Nanotalk for dummies: Does anyone really understand nanotechnology and its opportunities?
By Dick Morley
I keep getting asked about the market and technology for nanotech. Despite the gazillion buzz words, most of us have very little understanding about what nanotech is and the opportunities it presents. I’m reminded of a quotation by Richard Feynman, a Nobel physicist, who said, “I learned very early the difference between knowing the name of something and knowing something.”
What is nanotech, anyway? It is something that’s teeny weeny; it’s small, down to the size of the molecule — the kinds of things you learned about in science class, but have long forgotten. We are now able to manipulate those elements. Mother Nature’s been working with nanotech, but calls it DNA. All the cells in our body have identical software embedded in the nanotechnology of the DNA. We are but a mound of intelligent little DNA animals that somehow make us and all life.
What is nano? I did a three-person survey with my staff and family, and they made some interesting comments. First of all, they know it is here, but they can’t see it or know about it. Certainly not with understanding. One of them said, “Do I know if I’m wearing a wedding ring?” What is meant by this is that we know our wedding band is there but we are unaware of it. All three in my survey were quite suspicious. Will nanotechnology take over the world? This magic technology is viewed as dangerous — will it become beneficial? Nanotechnology works with the molecular bonding between elements and molecules that form the world around us. The bond between molecules and atoms is extremely strong.
A new nano material called graphene has 300 times the strength of steel. It is stronger than wood, polymers, composites, tungsten, titanium and ceramics. The strength of its internal design lends itself to extreme resistance to distortion and failure. The internal system looks like atomic chicken wire and is two-dimensional. It has no depth — it is one molecule thick. They make paper out of it and it stays together — one molecule thick.
The flatness of the graphene is interesting. Since these carbon graphenes are conducting both heat and electricity, one can make extremely good sensors. Deflection of the flat surface formed by graphene will be very sturdy, reliable and quite measurable.
I remember seeing a video of a factory making some material out of nano fibres (nanotubes). As you walk through the process (it was a relatively small facility), you’d look at various stages of the manufacturing process. All you notice in the first couple is that you can see nothing. As you go downstream, it becomes less and less of nothing and becomes a fog. At the end of it, it was weaved together and held together by friction (which reduced the strength quite a bit) and you ended up with what amounts to a felt mat — 30 times stronger than steel, one-third the weight of aluminum and made out of carbon. There’s a lot of talk in using it in little teeny machines. But that has another title called MEMS — micro electro mechanical systems. MEMS may be the subject of a future column, but isn’t necessary for this one.

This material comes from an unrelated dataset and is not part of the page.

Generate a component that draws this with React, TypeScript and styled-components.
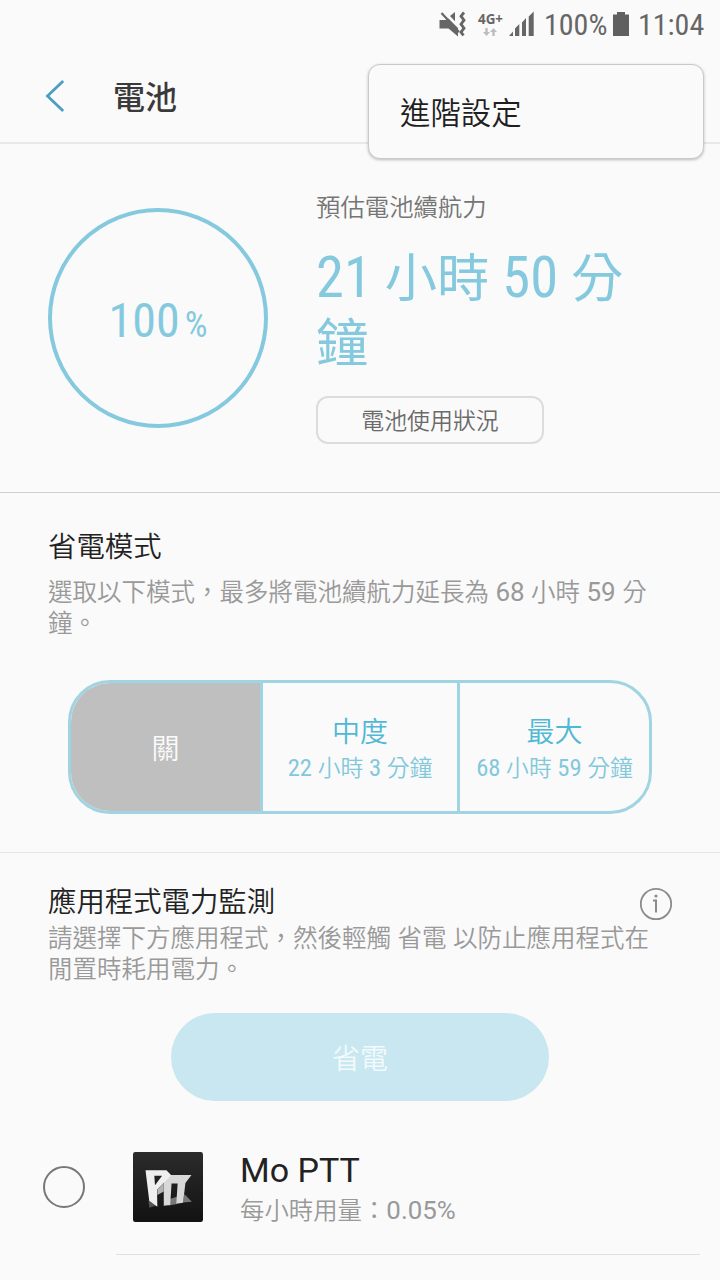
import React from 'react';
import styled, { createGlobalStyle } from 'styled-components';

const Global = createGlobalStyle`
  * { box-sizing: border-box; }
  body {
    margin: 0;
    background: #fafafa;
    color: #252525;
    font-family: Roboto, "Noto Sans CJK TC", sans-serif;
    font-weight: 350;
  }
  h1, h2, p { margin: 0; font-weight: inherit; }
  button { margin: 0; padding: 0; border: 0; background: none; color: inherit; font: inherit; }
`;

const Screen = styled.div`
  position: relative;
  width: 720px;
  height: 1280px;
  overflow: hidden;
  background: #fafafa;
`;

/* Latin runs are set slightly larger than the Chinese text around them. */
const Latin = styled.span<{ $condensed?: boolean }>`
  font-family: ${p => (p.$condensed ? '"Roboto Condensed", ' : '')}Roboto, sans-serif;
  font-size: ${p => (p.$condensed ? 1.08 : 1.06)}em;
  font-weight: 400;
  line-height: 0;
`;

const StatusBar = styled.div`
  display: flex;
  justify-content: flex-end;
  height: 48px;
  padding: 0 16px 0 0;
  color: #666;
`;

const StatusText = styled.span<{ $width: number }>`
  width: ${p => p.$width}px;
  font: 400 30px/50px "Roboto Condensed", Roboto, sans-serif;
  white-space: nowrap;
`;

const StatusIcons = styled.svg`
  display: block;
  width: 104px;
  height: 48px;
  margin-right: 4px;
`;

const BatteryIcon = styled.svg`
  display: block;
  width: 16px;
  height: 25px;
  margin: 12px 9px 0 6px;
`;

const NetworkLabel = styled.text`
  font: 700 13.5px "Open Sans", "Noto Sans", sans-serif;
`;

const Header = styled.header`
  display: flex;
  align-items: center;
  height: 96px;
  padding: 4px 0 0 44px;
  border-bottom: 2px solid #e8e8e8;
`;

const BackIcon = styled.svg`
  display: block;
  width: 22px;
  height: 34px;
  margin: -2px 47px 0 0;
`;

const Title = styled.h1`
  font-size: 32px;
  line-height: 42px;
  font-weight: 500;
  color: #3a3a3a;
  padding-top: 2px;
`;

const Menu = styled.div`
  position: absolute;
  top: 64px;
  left: 368px;
  width: 336px;
  height: 95px;
  padding: 0 31px;
  border: 1px solid #c9c9c9;
  border-radius: 12px;
  background: #fafafa;
  box-shadow: 0 1px 3px rgba(0, 0, 0, 0.25);
  font-size: 30.4px;
  line-height: 98px;
  color: #1f1f1f;
`;

const Overview = styled.section`
  display: flex;
  height: 349px;
  padding: 48px 40px 0 48px;
  border-bottom: 1px solid #cfcfcf;
`;

const Gauge = styled.div`
  display: flex;
  align-items: baseline;
  justify-content: center;
  width: 220px;
  height: 220px;
  margin: 16px 49px 0 0;
  border: 4px solid #84c9de;
  border-radius: 50%;
  color: #84c9de;
  font-family: "Roboto Condensed", Roboto, sans-serif;
  font-weight: 400;
`;

const GaugeValue = styled.span`
  font-size: 48px;
  line-height: 218px;
`;

const GaugeUnit = styled.span`
  margin-left: 5px;
  font-size: 36px;
  line-height: 60px;
`;

const Estimate = styled.div`
  width: 330px;
  margin-left: -1px;
`;

const EstimateLabel = styled.p`
  font-size: 24.4px;
  line-height: 32px;
  color: #757575;
`;

const EstimateValue = styled.p`
  margin: 23px 0 19px;
  font-size: 52.3px;
  font-weight: 400;
  line-height: 65px;
  color: #84c9de;
`;

const UsageButton = styled.button`
  display: block;
  width: 228px;
  height: 48px;
  border: 2px solid #dcdcdc;
  border-radius: 12px;
  font-size: 22.9px;
  line-height: 44px;
  padding-top: 2px;
  color: #6b6b6b;
`;

const Section = styled.section<{ $height: number; $top: number; $line?: boolean }>`
  height: ${p => p.$height}px;
  padding: ${p => p.$top}px 48px 0;
  border-bottom: ${p => (p.$line ? '1px solid #e6e6e6' : '0')};
`;

const SectionHead = styled.div`
  display: flex;
  justify-content: space-between;
  height: 36px;
`;

const Heading = styled.h2`
  font-size: 28.4px;
  line-height: 36px;
  color: #222;
`;

const Description = styled.p<{ $top?: number }>`
  margin-top: ${p => p.$top ?? 0}px;
  font-size: 24.5px;
  line-height: 30.5px;
  color: #999;
  white-space: nowrap;
`;

const InfoIcon = styled.svg`
  display: block;
  width: 34px;
  height: 34px;
  margin: 2px -1px 0 0;
`;

const Modes = styled.div`
  display: flex;
  height: 134px;
  margin: 41px 20px 0;
  border: 3px solid #a0d4e3;
  border-radius: 42px;
  overflow: hidden;
`;

const Mode = styled.button<{ $width: number; $active?: boolean }>`
  display: flex;
  flex-direction: column;
  align-items: center;
  justify-content: center;
  width: ${p => p.$width}px;
  padding-top: 6px;
  background: ${p => (p.$active ? '#bfbfbf' : 'transparent')};
  color: ${p => (p.$active ? '#fafafa' : '#4fb8d4')};
  & + & { border-left: 3px solid #a0d4e3; }
`;

const ModeName = styled.span`
  font-size: 28px;
  line-height: 38px;
`;

const ModeTime = styled.span`
  font-size: 22.8px;
  line-height: 34px;
  color: #82c8dc;
  white-space: nowrap;
`;

const SaveButton = styled.button`
  display: block;
  width: 378px;
  height: 88px;
  margin: 28px auto 0;
  border-radius: 44px;
  background: #c9e7f0;
  font-size: 28px;
  line-height: 86px;
  padding-top: 4px;
  color: #f1fafc;
`;

const AppRow = styled.div`
  display: flex;
  height: 103px;
  margin-top: 51px;
`;

const Radio = styled.span`
  width: 42px;
  height: 42px;
  margin: 14px 48px 0 -5px;
  border: 2px solid #777;
  border-radius: 50%;
`;

const AppIcon = styled.svg`
  display: block;
  width: 70px;
  height: 70px;
  margin: 0 37px 0 0;
`;

const AppText = styled.div`
  width: 400px;
`;

const AppName = styled.p`
  font-size: 34px;
  font-weight: 400;
  line-height: 37px;
  color: #222;
`;

const AppUsage = styled.p`
  margin-top: 5px;
  font-size: 24.4px;
  line-height: 34px;
  color: #999;
`;

const RowLine = styled.div`
  height: 1px;
  margin: -1px -28px 0 68px;
  background: #e0e0e0;
`;

export default function App() {
  return (
    <Screen>
      <Global />
      <StatusBar>
        <StatusIcons viewBox="436 0 104 48" fill="#666">
          <path d="M439.500 20h7l2-1.500 9.500 9.500V36.500l-9.500-8h-9z" />
          <path d="M450 16l5-4v9.200z" />
          <path d="M441.500 13l17.500 19" stroke="#666" strokeWidth="2.200" />
          <path d="M464 12.500l-3 3.700 3 4-3 4 3 4-3 4 2.500 3.300" fill="none" stroke="#666" strokeWidth="2.800" />
          <NetworkLabel x="478" y="23.500" textLength="25" lengthAdjust="spacingAndGlyphs">4G+</NetworkLabel>
          <path d="M485.300 28h2.400v4h2.300l-3.500 4-3.500-4h2.300zM492.300 36h2.400v-4h2.300l-3.500-4-3.500 4h2.300z" fill="#bdbdbd" />
          <path d="M509 36l4-4.500V36zM515 36v-7.500l4.300-4.500V36zM522 36V22.500l4-4.500v18zM528.700 36V16.500l5-5V36z" />
        </StatusIcons>
        <StatusText $width={63}>100%</StatusText>
        <BatteryIcon viewBox="0 0 16 25">
          <path d="M0 2.500h4V0h8v2.500h4V24H0z" fill="#606060" />
        </BatteryIcon>
        <StatusText $width={66}>11:04</StatusText>
      </StatusBar>

      <Header>
        <BackIcon viewBox="0 0 22 34">
          <path d="M19.200 2L3.500 17l15.700 15" fill="none" stroke="#4d9fbe" strokeWidth="2.800" />
        </BackIcon>
        <Title>電池</Title>
      </Header>
      <Menu>進階設定</Menu>

      <Overview>
        <Gauge>
          <GaugeValue>100</GaugeValue>
          <GaugeUnit>%</GaugeUnit>
        </Gauge>
        <Estimate>
          <EstimateLabel>預估電池續航力</EstimateLabel>
          <EstimateValue>
            <Latin $condensed>21 </Latin>小時<Latin $condensed> 50 </Latin>分<br />鐘
          </EstimateValue>
          <UsageButton>電池使用狀況</UsageButton>
        </Estimate>
      </Overview>

      <Section $height={360} $top={37} $line>
        <Heading>省電模式</Heading>
        <Description $top={12}>
          選取以下模式，最多將電池續航力延長為<Latin> 68 </Latin>小時<Latin> 59 </Latin>分<br />鐘。
        </Description>
        <Modes>
          <Mode $width={189} $active><ModeName>關</ModeName></Mode>
          <Mode $width={197}>
            <ModeName>中度</ModeName>
            <ModeTime><Latin $condensed>22 </Latin>小時<Latin $condensed> 3 </Latin>分鐘</ModeTime>
          </Mode>
          <Mode $width={192}>
            <ModeName>最大</ModeName>
            <ModeTime><Latin $condensed>68 </Latin>小時<Latin $condensed> 59 </Latin>分鐘</ModeTime>
          </Mode>
        </Modes>
      </Section>

      <Section $height={427} $top={32}>
        <SectionHead>
          <Heading>應用程式電力監測</Heading>
          <InfoIcon viewBox="0 0 34 34">
            <circle cx="17" cy="17" r="15.200" fill="none" stroke="#8c8c8c" strokeWidth="1.800" />
            <path d="M14 13.500h3v12" fill="none" stroke="#8c8c8c" strokeWidth="2" />
            <circle cx="17" cy="9" r="1.600" fill="#8c8c8c" />
          </InfoIcon>
        </SectionHead>
        <Description $top={3}>
          請選擇下方應用程式，然後輕觸<Latin> </Latin>省電<Latin> </Latin>以防止應用程式在<br />閒置時耗用電力。
        </Description>
        <SaveButton>省電</SaveButton>
        <AppRow>
          <Radio />
          <AppIcon viewBox="18 18 207 207">
            <defs>
              <linearGradient id="tile" x1="0" y1="0" x2="0" y2="1">
                <stop offset="0" stopColor="#2b2b2b" />
                <stop offset="1" stopColor="#121212" />
              </linearGradient>
            </defs>
            <rect x="18" y="18" width="207" height="207" rx="7" fill="url(#tile)" />
            <path d="M64 160l22 16-20 7z" fill="#555" />
            <path d="M124 158l24-8v22l-24 4z" fill="#777" />
            <path d="M170 142l22 23-26 2z" fill="#777" />
            <path d="M109 98l22-12h60l-18 24-7 58-20 3 4-60h-18l-4 64-19 2z" fill="#d8d8d8" />
            <path d="M55 72h62l14 15-42 43 1 50-24-18zM81 88l2 28 21-28z" fill="#efefef" fillRule="evenodd" />
            <path d="M109 109v26l-19 10v-16z" fill="#b4b4b4" />
          </AppIcon>
          <AppText>
            <AppName>Mo PTT</AppName>
            <AppUsage>每小時用量：<Latin>0.05%</Latin></AppUsage>
          </AppText>
        </AppRow>
        <RowLine />
      </Section>
    </Screen>
  );
}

The fields of interest presently in the technical community are nano robots, self-assembling mechanisms, scanning microscopes, circuits and electronics, DNA manipulation, sensors and medicine. For example, nano machines crawling around in your bloodstream, like Pac Man, could possibly eliminate plaque. Putting millions of sensors over the wing of an aircraft so you can micro-control the turbulence gives you a five to 10 per cent higher speed and better economy. These fields of search are not the market themselves, but, like the catalytic converter in your car, make the markets possible and improve material.

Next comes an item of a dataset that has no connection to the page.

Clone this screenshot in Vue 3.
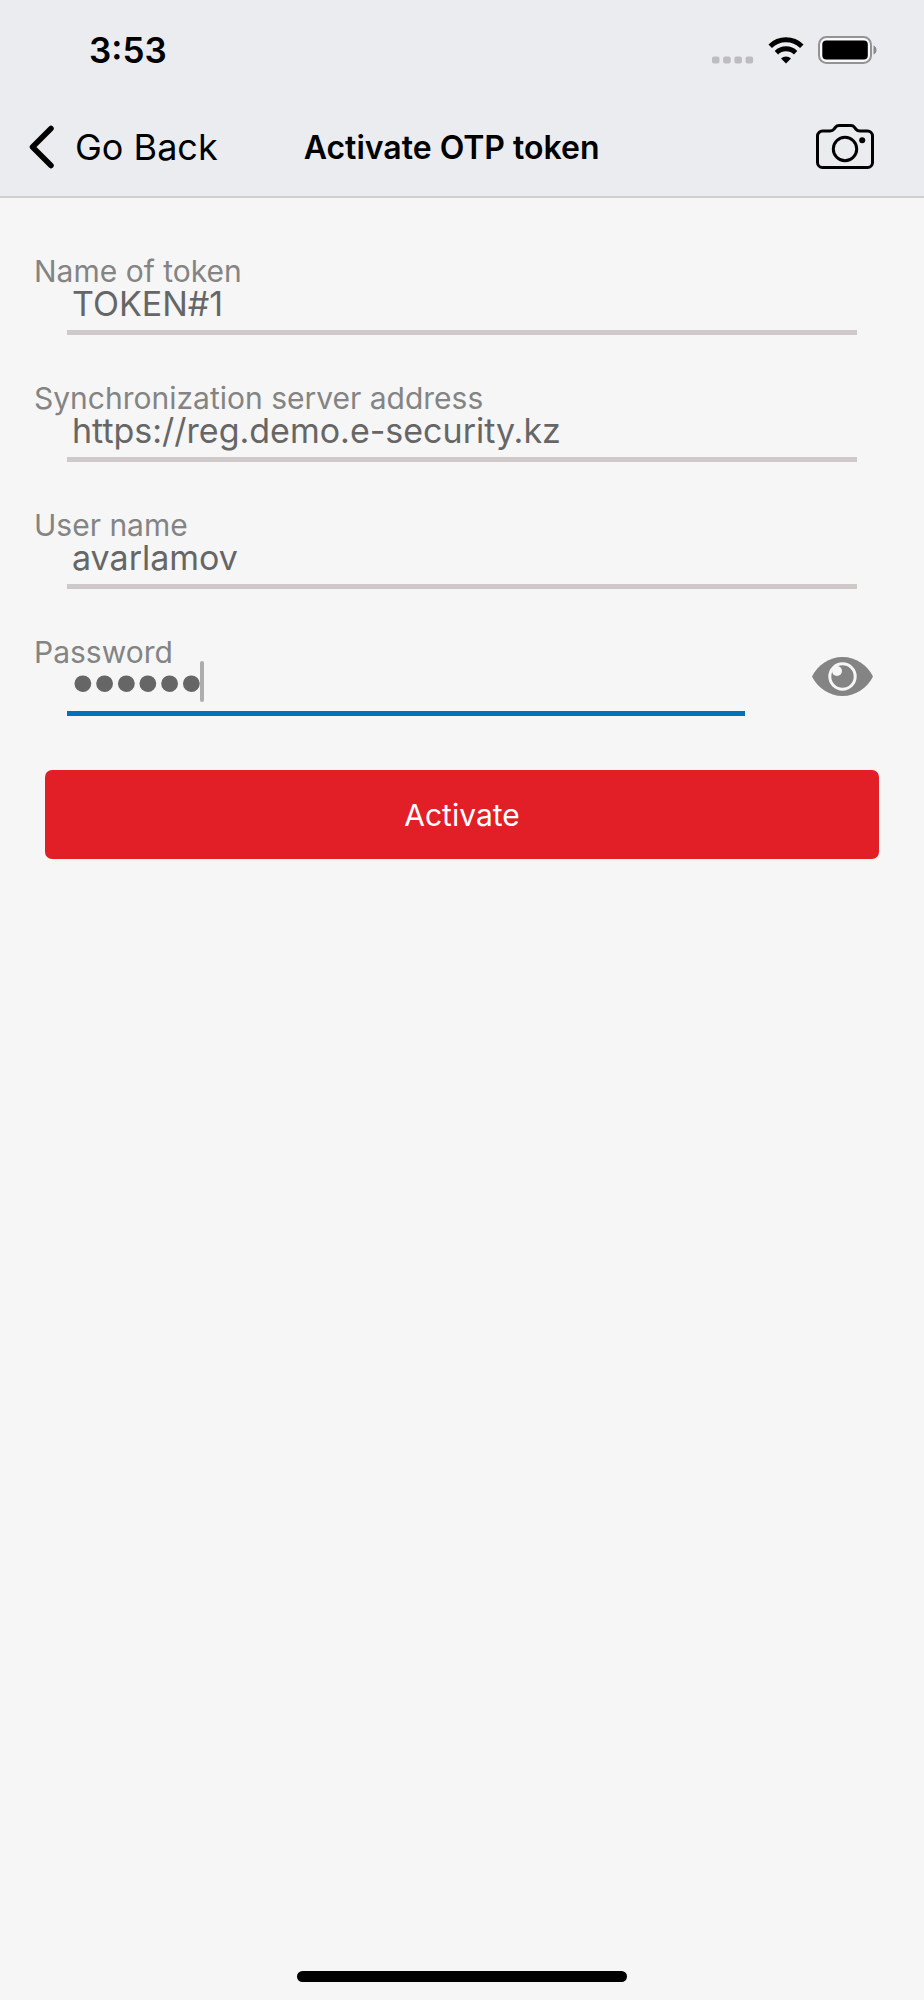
<script setup>
import { ref } from 'vue'

const fields = ref([
  { id: 'token-name', label: 'Name of token', type: 'text', value: 'TOKEN#1' },
  { id: 'server', label: 'Synchronization server address', type: 'url', value: 'https://reg.demo.e-security.kz' },
  { id: 'user', label: 'User name', type: 'text', value: 'avarlamov' },
])
const password = ref('secret')
const revealed = ref(false)
</script>

<template>
  <div class="screen">
    <header class="header">
      <div class="status">
        <time class="clock">3:53</time>
        <div class="indicators">
          <svg class="cell" viewBox="0 0 42 8" aria-hidden="true">
            <rect x="0" y="0.5" width="7.5" height="7" rx="2" />
            <rect x="11.2" y="0.5" width="7.5" height="7" rx="2" />
            <rect x="22.4" y="0.5" width="7.5" height="7" rx="2" />
            <rect x="33.6" y="0.5" width="7.5" height="7" rx="2" />
          </svg>
          <svg class="wifi" viewBox="0 0 36 27" aria-hidden="true">
            <path d="M2.2 9.2a22.6 22.6 0 0 1 31.6 0" fill="none" stroke="#000" stroke-width="5" />
            <path d="M8.4 15.7a13.7 13.7 0 0 1 19.2 0" fill="none" stroke="#000" stroke-width="4.8" />
            <path d="M18 26.4l-5-5a7.2 7.2 0 0 1 10 0z" />
          </svg>
          <svg class="battery" viewBox="0 0 60 28" aria-hidden="true">
            <rect x="1" y="1" width="52" height="26" rx="7.5" fill="#f8f8fa" stroke="#939396" stroke-width="2" />
            <rect x="4.300" y="4.5" width="45.5" height="19" rx="4" />
            <path d="M55.5 9.5c4 1.5 4 7.5 0 9z" fill="#8a8a8d" />
          </svg>
        </div>
      </div>
      <nav class="nav">
        <button class="back" type="button">
          <svg viewBox="0 0 26 44" aria-hidden="true">
            <path d="M22 3.500 3.500 22 22 40.500" fill="none" stroke="#000" stroke-width="5.500" stroke-linecap="round" stroke-linejoin="round" />
          </svg>
          <span>Go Back</span>
        </button>
        <h1 class="title">Activate OTP token</h1>
        <button class="camera" type="button" aria-label="Scan code">
          <svg viewBox="0 0 58 46" aria-hidden="true">
            <g fill="none" stroke="#000" stroke-width="3">
              <path d="M6.500 7H14c2 0 3-.5 4-1.800l1.500-1.900C20.500 2 21.500 1.500 23 1.500h12c1.500 0 2.500.5 3.500 1.800L40 5.200C41 6.500 42 7 44 7h7.500a5 5 0 0 1 5 5v26.500a5 5 0 0 1-5 5h-45a5 5 0 0 1-5-5V12a5 5 0 0 1 5-5z" />
              <circle cx="29" cy="25" r="11.700" />
            </g>
            <circle cx="46.200" cy="16.200" r="3" />
          </svg>
        </button>
      </nav>
    </header>

    <main class="main">
      <form @submit.prevent>
        <div v-for="f in fields" :key="f.id" class="field">
          <label :for="f.id">{{ f.label }}</label>
          <input :id="f.id" v-model="f.value" :type="f.type" />
        </div>
        <div class="secret-row">
          <div class="field secret">
            <label for="password">Password</label>
            <input id="password" v-model="password" :class="{ masked: !revealed }" :type="revealed ? 'text' : 'password'" />
            <span v-if="!revealed" class="caret"></span>
          </div>
          <button class="eye" type="button" aria-label="Show password" @click="revealed = !revealed">
            <svg viewBox="0 0 61 39" aria-hidden="true">
              <path d="M0 19.500C6 8 17 0 30.500 0S55 8 61 19.500C55 31 44 39 30.500 39S6 31 0 19.500z" fill="#848484" />
              <circle cx="30.500" cy="19.500" r="12.700" fill="none" stroke="#f6f6f6" stroke-width="3" />
              <circle cx="25" cy="14" r="5" fill="#f6f6f6" />
            </svg>
          </button>
        </div>
        <button class="submit" type="submit">Activate</button>
      </form>
    </main>

    <div class="home"></div>
  </div>
</template>

<style>
body {
  background: #f6f6f6;
}
</style>

<style scoped>
.screen {
  min-height: 100vh;
  display: flex;
  flex-direction: column;
  background: #f6f6f6;
  color: #000;
  font-family: Inter, "Liberation Sans", sans-serif;
}

button {
  padding: 0;
  border: 0;
  background: none;
  color: inherit;
  font: inherit;
  cursor: pointer;
}

svg {
  display: block;
}

.header {
  background: #ebecf0;
  border-bottom: 2px solid #cfcfd2;
}

.status {
  height: 100px;
  padding: 0 46px 0 89px;
  display: flex;
  align-items: center;
  justify-content: space-between;
}

.clock {
  font-size: 35px;
  font-weight: 600;
}

.indicators {
  display: flex;
  align-items: flex-end;
}

.cell {
  width: 42px;
  height: 8px;
  fill: #bdbdc0;
}

.wifi {
  width: 36px;
  height: 27px;
  margin: 0 14px;
}

.battery {
  width: 60px;
  height: 28px;
}

.nav {
  height: 96px;
  padding: 0 50px 2px 29px;
  box-sizing: border-box;
  display: flex;
  align-items: center;
}

.back {
  display: flex;
  align-items: center;
  gap: 20px;
  font-size: 36px;
}

.back svg {
  width: 26px;
  height: 44px;
}

.title {
  margin: 0 auto 0 86px;
  font-size: 32px;
  font-weight: 600;
}

.camera svg {
  width: 58px;
  height: 46px;
}

.main {
  flex: 1;
  padding: 57px 34px 0;
}

.field {
  display: flex;
  flex-direction: column;
  margin-bottom: 47px;
}

.field label {
  font-size: 30px;
  line-height: 32px;
  color: #848484;
}

.field input {
  min-width: 0;
  margin: 0 33px;
  padding: 0 5px 11px;
  height: 48px;
  box-sizing: border-box;
  border: 0;
  border-bottom: 5px solid #cfc9ca;
  border-radius: 0;
  outline: 0;
  background: none;
  color: #666;
  font-family: inherit;
  font-size: 34px;
}

.secret-row {
  display: flex;
  align-items: flex-start;
  margin-bottom: 54px;
}

.secret {
  position: relative;
  flex: 1;
  min-width: 0;
  margin-bottom: 0;
}

.field.secret input {
  border-color: #0072b8;
}

.field input.masked {
  padding-bottom: 15px;
  font-family: "Liberation Sans", sans-serif;
  font-size: 62px;
}

.caret {
  position: absolute;
  left: 166px;
  top: 25px;
  width: 4px;
  height: 41px;
  border-radius: 2px;
  background: #adadad;
}

.eye {
  flex: none;
  margin: 21px 17px 0 34px;
}

.eye svg {
  width: 61px;
  height: 39px;
}

.submit {
  display: block;
  width: calc(100% - 22px);
  height: 89px;
  margin: 0 11px;
  border-radius: 7px;
  background: #e21f26;
  color: #fff;
  font-size: 30px;
}

.home {
  width: 330px;
  height: 11px;
  margin: 0 auto 18px;
  border-radius: 6px;
  background: #000;
}
</style>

Nanotech is important because it enables new technologies and products to be both improved and designed. The hype is overdone, but the value is real. To some extent, I like to compare nanotech to a nail when you’re building a house. Without the nail, the house can’t go up.
We spin this new technology market into trillions of dollars. Nanotech, like nails, is not a trillion-dollar market, but the markets they enable are. Relays are not an immense business, but food and beverage is. Relays, be they computer simulation or real ones, enable you to make stuff in that monstrous food market. The impact is high, and we expect the hit of nano to be highest in paint, auto finishes, medicine and materials that need strength that is out of reach today. Nanotech is the catalyst of strength.
This brings up the media. The media puts a lot of spin on stuff because they’re very excited; both in the negative and positive sense. I’m reminded of the movie Batteries Not Included. The alien builder bugs scrambled around doing magic. To some extent, they are very large nanotech devices. So, going way down to the bottom and coming back up is where we should be. We should start at the bottom and go up. The media says this will change our world. This is partially true, but not like computers changed our world. We will get substantial improvements in prosthetics, material science, surface manipulation, sensors and understanding.
And your author cautions: be careful of words being thrown around. Words such as bandwidth, global warming and Y2K lead the way in hype. Nanotech is becoming one of those words.
There’s a big difference between education and understanding. Understanding is the key element in the nano applications of the future.